[Dataset items]
━━━

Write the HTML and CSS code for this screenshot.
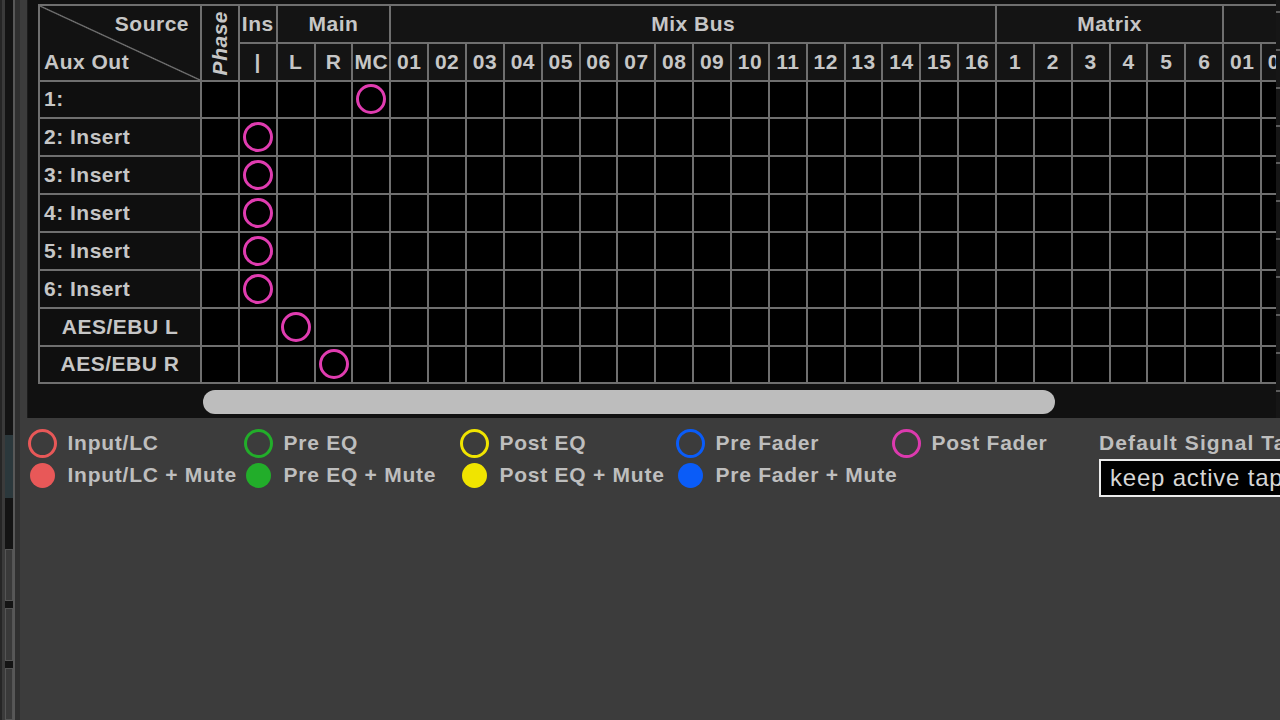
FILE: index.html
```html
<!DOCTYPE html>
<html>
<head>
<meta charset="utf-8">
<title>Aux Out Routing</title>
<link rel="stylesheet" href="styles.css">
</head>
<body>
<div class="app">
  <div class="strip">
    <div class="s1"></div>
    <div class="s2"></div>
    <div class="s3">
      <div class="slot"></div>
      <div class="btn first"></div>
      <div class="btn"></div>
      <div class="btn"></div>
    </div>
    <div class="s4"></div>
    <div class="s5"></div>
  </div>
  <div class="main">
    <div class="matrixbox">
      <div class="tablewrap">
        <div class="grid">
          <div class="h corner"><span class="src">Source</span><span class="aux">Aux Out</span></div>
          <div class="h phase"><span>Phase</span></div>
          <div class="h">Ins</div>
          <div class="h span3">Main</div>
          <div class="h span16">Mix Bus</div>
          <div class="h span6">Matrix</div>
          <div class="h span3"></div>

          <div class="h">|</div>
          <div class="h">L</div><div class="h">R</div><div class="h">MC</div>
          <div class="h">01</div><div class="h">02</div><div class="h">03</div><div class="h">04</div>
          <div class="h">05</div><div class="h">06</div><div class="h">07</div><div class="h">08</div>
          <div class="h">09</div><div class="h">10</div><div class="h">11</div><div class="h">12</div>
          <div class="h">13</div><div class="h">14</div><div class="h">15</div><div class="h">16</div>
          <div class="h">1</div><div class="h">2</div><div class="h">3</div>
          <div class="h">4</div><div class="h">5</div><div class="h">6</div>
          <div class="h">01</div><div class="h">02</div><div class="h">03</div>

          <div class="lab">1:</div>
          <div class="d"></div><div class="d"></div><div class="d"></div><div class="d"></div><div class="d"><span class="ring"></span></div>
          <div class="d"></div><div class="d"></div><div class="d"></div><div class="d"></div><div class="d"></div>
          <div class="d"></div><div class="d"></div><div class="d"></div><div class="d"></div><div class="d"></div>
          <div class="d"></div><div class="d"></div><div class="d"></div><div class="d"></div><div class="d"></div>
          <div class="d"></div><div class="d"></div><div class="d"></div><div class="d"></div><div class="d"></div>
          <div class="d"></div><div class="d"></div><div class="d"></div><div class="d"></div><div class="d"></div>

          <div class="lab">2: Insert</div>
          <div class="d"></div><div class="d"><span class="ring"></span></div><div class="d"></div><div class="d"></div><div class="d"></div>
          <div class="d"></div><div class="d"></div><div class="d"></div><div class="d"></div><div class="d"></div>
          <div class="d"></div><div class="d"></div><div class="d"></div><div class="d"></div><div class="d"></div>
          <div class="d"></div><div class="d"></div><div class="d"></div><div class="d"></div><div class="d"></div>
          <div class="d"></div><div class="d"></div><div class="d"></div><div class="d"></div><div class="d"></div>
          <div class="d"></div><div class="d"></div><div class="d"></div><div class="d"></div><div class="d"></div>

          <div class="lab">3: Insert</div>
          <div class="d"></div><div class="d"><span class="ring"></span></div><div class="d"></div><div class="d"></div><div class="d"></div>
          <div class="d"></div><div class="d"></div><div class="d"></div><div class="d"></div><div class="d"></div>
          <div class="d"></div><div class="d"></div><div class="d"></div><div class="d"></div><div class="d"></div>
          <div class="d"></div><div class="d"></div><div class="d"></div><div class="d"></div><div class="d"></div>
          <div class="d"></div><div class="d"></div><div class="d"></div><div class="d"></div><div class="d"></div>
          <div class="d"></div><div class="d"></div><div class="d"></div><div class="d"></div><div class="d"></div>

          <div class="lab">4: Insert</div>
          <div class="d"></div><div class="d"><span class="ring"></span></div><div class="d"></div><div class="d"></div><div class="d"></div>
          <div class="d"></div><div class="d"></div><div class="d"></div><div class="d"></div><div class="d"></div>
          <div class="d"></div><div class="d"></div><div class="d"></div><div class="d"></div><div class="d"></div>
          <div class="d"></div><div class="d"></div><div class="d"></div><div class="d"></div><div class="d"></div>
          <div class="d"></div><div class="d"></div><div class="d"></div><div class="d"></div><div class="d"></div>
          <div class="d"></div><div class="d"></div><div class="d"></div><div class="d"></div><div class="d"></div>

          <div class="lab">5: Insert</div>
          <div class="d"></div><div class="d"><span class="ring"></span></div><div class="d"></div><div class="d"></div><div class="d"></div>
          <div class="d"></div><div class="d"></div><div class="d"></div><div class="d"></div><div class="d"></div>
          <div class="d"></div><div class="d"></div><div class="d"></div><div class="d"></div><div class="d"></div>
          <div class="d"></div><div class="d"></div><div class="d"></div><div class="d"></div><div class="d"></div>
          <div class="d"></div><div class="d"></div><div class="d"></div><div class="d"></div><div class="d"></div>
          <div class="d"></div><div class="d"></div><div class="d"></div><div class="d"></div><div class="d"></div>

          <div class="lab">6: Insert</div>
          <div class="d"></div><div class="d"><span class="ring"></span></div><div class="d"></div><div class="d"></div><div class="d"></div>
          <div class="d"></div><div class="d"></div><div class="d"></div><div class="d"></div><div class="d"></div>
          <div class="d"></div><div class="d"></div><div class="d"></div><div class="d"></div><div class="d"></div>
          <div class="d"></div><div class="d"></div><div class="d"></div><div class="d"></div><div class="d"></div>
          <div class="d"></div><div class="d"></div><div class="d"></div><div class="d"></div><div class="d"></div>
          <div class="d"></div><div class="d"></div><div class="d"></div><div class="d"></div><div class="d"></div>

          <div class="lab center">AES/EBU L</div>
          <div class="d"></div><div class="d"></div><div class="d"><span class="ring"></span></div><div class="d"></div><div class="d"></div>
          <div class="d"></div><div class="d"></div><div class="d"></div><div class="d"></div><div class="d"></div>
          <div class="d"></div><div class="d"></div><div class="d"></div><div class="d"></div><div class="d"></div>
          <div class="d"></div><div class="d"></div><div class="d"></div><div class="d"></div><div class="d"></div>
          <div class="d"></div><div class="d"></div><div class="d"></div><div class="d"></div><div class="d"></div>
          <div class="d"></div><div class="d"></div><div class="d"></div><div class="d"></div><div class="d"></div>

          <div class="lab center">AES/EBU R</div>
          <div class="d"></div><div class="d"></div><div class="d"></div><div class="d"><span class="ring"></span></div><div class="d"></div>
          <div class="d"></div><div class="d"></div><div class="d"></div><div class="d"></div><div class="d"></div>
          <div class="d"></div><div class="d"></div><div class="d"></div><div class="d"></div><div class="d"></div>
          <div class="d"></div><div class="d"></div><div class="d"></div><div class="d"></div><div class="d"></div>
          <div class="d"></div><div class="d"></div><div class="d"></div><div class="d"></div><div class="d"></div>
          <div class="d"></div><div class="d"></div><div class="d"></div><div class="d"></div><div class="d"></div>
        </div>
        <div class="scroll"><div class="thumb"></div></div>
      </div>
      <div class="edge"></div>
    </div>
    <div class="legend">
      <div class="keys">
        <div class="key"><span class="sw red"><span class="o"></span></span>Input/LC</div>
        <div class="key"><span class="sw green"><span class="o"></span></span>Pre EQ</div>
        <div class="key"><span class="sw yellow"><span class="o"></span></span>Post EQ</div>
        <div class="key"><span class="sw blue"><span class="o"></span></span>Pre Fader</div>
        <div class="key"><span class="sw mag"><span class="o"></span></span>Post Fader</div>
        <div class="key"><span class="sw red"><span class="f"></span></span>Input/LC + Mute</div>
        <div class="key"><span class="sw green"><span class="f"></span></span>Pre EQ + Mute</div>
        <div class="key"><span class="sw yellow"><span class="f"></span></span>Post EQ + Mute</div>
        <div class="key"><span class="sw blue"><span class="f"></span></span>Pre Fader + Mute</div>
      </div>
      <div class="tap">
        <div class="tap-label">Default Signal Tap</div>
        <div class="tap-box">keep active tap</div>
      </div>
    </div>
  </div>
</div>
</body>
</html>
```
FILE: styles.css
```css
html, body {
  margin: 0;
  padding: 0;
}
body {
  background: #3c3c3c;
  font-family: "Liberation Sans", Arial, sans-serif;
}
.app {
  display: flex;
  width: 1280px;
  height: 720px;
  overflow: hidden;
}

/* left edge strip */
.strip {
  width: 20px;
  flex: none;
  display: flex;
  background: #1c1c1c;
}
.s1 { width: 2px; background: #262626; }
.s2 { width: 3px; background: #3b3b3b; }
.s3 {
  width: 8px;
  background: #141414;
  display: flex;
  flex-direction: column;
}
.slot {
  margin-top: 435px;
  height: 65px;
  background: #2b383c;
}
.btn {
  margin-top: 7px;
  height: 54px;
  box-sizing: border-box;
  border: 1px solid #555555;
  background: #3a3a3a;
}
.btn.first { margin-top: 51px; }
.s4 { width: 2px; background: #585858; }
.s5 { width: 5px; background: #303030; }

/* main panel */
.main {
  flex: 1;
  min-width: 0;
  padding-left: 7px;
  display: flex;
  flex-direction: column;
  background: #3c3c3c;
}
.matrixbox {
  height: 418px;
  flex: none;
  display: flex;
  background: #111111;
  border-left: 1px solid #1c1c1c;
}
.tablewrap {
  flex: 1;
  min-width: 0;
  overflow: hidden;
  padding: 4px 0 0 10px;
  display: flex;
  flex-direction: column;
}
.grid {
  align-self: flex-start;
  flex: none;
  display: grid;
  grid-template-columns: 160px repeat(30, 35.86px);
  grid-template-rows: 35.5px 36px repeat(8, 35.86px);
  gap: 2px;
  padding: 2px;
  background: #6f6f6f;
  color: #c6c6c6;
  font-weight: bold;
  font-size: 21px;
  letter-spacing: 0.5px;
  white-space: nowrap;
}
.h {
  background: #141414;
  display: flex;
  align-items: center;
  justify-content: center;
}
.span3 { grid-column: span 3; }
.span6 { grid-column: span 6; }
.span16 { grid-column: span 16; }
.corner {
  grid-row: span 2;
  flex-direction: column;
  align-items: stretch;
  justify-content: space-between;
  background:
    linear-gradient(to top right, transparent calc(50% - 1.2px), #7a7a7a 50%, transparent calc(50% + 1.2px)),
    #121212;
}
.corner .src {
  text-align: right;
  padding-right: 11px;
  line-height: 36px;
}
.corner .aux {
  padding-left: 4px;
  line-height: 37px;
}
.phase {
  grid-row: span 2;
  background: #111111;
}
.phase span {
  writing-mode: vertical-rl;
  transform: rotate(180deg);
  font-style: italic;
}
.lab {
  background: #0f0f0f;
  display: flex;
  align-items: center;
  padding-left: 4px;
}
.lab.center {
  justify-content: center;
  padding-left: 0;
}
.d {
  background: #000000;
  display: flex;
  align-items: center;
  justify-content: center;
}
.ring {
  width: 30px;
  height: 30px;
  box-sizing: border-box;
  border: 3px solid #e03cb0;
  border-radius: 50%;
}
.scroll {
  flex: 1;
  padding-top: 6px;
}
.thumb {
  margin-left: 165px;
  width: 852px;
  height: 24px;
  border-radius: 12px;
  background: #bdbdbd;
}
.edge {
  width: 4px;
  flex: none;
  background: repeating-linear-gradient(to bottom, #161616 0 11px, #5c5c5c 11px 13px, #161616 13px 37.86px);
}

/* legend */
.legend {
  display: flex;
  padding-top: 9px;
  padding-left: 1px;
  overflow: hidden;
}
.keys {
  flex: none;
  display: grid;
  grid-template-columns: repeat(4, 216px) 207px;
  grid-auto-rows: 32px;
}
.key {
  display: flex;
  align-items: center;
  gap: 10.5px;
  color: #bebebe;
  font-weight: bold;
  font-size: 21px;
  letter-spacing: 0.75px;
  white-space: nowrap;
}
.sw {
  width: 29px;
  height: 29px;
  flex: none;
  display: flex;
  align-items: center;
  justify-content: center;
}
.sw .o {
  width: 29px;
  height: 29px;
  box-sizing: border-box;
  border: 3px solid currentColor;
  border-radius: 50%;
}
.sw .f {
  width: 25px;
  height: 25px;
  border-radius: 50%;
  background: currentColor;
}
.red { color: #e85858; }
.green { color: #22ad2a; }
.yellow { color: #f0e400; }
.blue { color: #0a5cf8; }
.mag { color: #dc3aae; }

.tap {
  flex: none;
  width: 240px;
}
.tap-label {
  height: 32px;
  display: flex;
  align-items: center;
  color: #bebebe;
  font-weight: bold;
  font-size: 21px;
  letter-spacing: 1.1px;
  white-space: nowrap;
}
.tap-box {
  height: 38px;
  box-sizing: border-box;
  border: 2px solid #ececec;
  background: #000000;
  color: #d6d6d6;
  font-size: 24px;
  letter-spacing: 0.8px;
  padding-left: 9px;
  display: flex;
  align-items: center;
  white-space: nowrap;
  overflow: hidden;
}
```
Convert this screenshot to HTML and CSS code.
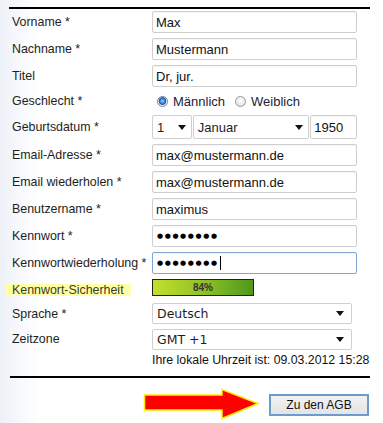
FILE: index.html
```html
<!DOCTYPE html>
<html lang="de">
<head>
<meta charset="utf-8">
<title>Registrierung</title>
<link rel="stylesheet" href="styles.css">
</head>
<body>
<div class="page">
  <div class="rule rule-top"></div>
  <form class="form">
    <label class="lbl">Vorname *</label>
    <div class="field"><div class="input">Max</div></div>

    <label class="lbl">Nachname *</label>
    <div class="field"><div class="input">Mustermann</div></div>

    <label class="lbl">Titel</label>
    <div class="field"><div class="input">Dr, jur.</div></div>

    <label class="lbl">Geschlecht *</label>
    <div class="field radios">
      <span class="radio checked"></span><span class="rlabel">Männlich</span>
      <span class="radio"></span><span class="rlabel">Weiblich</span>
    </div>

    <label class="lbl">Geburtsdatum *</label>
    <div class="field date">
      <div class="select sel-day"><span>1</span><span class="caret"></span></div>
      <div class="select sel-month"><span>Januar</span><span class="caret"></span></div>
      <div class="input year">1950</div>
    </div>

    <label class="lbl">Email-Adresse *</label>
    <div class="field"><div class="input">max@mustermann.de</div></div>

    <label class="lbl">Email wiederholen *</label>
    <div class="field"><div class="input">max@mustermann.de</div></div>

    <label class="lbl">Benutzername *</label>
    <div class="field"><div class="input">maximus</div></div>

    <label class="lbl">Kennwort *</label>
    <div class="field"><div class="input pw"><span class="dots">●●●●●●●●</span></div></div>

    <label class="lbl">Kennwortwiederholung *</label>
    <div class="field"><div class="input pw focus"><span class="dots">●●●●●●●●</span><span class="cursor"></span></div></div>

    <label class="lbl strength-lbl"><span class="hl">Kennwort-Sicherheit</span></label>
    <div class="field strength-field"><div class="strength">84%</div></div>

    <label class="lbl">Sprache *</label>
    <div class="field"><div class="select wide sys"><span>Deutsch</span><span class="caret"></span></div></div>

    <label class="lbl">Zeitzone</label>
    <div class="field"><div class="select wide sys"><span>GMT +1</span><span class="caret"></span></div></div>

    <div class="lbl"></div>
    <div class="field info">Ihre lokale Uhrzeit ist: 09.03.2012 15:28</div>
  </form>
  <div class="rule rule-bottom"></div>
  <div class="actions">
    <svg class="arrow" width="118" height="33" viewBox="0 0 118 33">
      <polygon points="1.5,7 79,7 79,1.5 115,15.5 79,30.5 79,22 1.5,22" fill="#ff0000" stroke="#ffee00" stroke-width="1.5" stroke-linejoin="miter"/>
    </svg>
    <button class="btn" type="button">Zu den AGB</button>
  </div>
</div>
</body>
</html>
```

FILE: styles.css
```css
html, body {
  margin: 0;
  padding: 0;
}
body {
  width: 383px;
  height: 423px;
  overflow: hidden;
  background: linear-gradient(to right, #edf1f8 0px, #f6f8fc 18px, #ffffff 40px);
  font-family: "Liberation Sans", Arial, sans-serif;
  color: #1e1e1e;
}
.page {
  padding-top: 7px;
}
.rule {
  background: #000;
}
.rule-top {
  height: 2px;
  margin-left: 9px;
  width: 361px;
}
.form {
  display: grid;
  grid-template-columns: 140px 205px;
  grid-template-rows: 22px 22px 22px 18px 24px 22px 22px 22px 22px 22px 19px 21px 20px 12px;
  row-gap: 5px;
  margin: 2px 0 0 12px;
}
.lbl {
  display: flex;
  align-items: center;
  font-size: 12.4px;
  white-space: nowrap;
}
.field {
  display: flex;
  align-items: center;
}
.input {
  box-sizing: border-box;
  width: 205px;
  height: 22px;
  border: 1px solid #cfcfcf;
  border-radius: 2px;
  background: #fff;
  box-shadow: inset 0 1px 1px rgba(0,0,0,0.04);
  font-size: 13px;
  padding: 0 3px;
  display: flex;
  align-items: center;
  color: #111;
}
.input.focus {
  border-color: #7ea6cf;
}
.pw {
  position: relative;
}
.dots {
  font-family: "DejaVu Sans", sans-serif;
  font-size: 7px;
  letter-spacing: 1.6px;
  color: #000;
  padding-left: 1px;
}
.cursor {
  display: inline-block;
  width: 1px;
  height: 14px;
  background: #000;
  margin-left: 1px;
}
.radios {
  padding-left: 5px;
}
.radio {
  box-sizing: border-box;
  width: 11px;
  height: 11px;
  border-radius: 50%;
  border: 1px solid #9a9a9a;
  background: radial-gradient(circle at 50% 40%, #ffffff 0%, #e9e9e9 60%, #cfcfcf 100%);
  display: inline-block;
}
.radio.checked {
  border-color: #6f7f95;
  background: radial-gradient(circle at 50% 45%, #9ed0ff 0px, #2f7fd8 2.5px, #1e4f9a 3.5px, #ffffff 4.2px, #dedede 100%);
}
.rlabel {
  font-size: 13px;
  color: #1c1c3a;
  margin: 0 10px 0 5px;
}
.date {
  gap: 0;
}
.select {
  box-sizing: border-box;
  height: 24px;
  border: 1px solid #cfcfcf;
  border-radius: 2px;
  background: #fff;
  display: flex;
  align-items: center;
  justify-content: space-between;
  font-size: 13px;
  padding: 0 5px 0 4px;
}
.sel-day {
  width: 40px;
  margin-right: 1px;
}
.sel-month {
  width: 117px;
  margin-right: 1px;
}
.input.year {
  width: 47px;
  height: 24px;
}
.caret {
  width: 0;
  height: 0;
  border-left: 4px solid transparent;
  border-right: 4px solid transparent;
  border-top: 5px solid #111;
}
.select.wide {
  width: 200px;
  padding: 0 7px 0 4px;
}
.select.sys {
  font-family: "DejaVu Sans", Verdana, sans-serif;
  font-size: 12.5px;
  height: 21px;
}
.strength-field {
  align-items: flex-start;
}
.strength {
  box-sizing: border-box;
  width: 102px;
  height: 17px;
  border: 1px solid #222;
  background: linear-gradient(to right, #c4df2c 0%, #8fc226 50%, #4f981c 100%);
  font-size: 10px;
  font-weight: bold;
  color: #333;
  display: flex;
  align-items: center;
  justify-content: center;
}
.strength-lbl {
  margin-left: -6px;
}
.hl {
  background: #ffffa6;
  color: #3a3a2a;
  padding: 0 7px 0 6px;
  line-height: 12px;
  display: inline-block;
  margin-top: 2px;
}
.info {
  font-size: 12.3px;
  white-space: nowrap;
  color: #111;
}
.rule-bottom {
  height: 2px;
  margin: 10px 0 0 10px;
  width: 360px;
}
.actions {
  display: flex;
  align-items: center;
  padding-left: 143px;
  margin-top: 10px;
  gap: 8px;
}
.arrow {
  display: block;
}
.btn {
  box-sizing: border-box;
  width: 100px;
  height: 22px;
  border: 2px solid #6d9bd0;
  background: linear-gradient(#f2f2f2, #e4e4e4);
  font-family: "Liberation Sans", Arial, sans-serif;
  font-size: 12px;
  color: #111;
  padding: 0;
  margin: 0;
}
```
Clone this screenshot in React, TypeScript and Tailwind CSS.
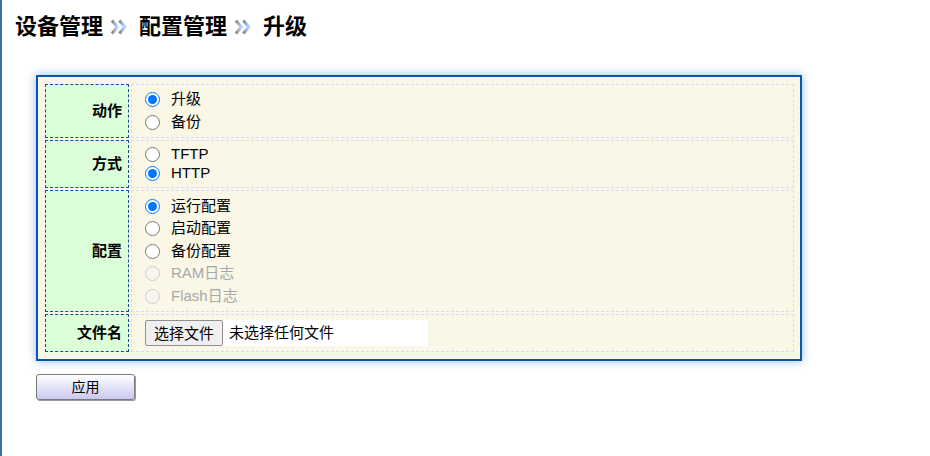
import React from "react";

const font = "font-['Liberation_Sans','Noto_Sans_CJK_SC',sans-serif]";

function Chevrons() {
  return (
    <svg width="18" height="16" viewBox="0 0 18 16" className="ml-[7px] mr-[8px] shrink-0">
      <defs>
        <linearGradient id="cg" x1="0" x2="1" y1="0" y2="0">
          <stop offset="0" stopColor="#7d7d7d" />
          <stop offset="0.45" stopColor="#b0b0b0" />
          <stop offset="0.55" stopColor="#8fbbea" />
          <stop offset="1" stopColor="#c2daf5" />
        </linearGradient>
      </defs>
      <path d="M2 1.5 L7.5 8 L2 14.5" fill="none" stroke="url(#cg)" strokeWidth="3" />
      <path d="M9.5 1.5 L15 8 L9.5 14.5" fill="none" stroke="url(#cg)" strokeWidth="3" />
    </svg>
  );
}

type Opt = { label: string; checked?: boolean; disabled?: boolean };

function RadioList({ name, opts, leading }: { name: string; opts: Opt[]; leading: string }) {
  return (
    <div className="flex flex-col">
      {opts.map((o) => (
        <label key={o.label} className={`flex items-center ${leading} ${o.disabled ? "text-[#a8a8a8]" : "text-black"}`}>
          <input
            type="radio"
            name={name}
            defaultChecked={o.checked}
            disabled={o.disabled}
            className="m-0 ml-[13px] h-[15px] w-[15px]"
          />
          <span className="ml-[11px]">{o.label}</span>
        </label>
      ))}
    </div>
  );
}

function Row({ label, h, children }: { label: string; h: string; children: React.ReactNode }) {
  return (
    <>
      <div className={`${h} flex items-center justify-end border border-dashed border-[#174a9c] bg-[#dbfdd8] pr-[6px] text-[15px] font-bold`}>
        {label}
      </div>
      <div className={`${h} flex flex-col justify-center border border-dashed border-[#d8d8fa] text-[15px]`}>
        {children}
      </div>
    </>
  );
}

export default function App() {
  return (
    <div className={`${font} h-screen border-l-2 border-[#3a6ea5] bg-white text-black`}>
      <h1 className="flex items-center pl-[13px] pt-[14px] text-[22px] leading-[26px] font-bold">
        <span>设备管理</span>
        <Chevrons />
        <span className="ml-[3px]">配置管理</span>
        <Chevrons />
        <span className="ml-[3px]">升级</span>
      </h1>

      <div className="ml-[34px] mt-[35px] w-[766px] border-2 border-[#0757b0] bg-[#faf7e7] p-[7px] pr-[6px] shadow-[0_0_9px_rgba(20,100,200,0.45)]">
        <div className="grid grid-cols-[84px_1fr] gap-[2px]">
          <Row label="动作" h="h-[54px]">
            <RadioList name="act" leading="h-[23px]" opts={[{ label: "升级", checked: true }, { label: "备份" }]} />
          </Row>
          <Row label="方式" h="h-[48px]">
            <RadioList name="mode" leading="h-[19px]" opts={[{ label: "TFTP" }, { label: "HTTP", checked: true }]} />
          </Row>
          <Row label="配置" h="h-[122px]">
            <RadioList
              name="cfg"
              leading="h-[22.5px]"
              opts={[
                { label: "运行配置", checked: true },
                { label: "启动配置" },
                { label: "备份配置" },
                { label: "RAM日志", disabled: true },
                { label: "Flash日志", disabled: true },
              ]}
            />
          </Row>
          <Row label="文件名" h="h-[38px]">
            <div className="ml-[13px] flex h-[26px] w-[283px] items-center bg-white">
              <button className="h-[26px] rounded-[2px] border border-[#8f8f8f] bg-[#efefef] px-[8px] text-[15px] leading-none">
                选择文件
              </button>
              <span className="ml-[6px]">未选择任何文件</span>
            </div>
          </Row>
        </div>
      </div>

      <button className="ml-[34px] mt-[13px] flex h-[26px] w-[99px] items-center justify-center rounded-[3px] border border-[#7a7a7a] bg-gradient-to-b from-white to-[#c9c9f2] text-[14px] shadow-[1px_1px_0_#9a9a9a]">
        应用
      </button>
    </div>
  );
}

━━━

How many lines of these entries contain "screenshot"? Answer with the number and nothing else.

3